Ces souvenirs attisent la possibilité d’un avenir différent pour Lam. Il envisage soudain l’adultère et se rend compte que la lycéenne qui le drague ne le rend pas insensible. C’est tout en douceur qu’Ann Hui nous amène vers la révélation de ce couple qui pourrait se former sur les bases du couple de Lam et Ching qui vécurent une histoire similaire. Il n’y aura pas d’éclats, de jalousie destructrice ou de séparation définitive. On est dans July rhapsody bien loin des canons habituels des films hongkongais où les couples ne se comprennent jamais pour, à la fin du film, se retrouver en dépit du réalisme.

Ann Hui est une conteuse de premier ordre et son thème de prédilection est la famille. L’élément perturbateur est toujours un morceau du passé qu’il faut adopter, dans lequel se lover est le moyen d’y mettre fin. Au fil des films, l’analyse de la société basée sur la famille se fait plus fine, le poids que les parents ont sur la vie de leur enfants n’est pas critiqué, il est montré comme un fait, comme un destin auquel on ne peut jamais échapper quelles que soient les faits et actes des personnages.
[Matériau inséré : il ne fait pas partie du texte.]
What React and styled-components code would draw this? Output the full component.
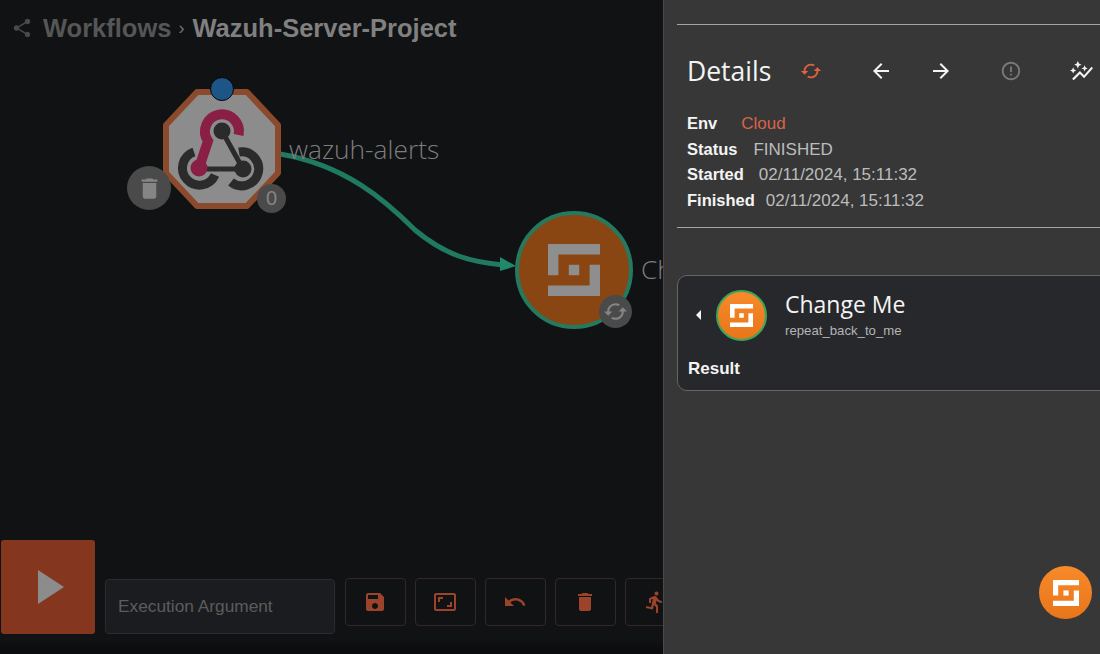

Ann Hui est une grande cinéaste des mœurs familiaux.

July rhapsody (男人四十, Hong Kong, 2002) Un film d’Ann Hui avec Jacky Cheung, Anita Mui, Karena Lam, Tou Chung-wa, Shaun Tam, Jin Hui, Eric Kot, Leung Tin, Race Wong, Roddy Wong, Courtney Wu.

1 commentaire:

I.D. a dit…

Très beau film. Qui n'a pas craqué devant le joli minois de Karena Lam. On pense à Lolita de Kubrick. Et surtout touchant dans le sens que c'était l'une des dernières apparitions de Anita Mui sur grand écran.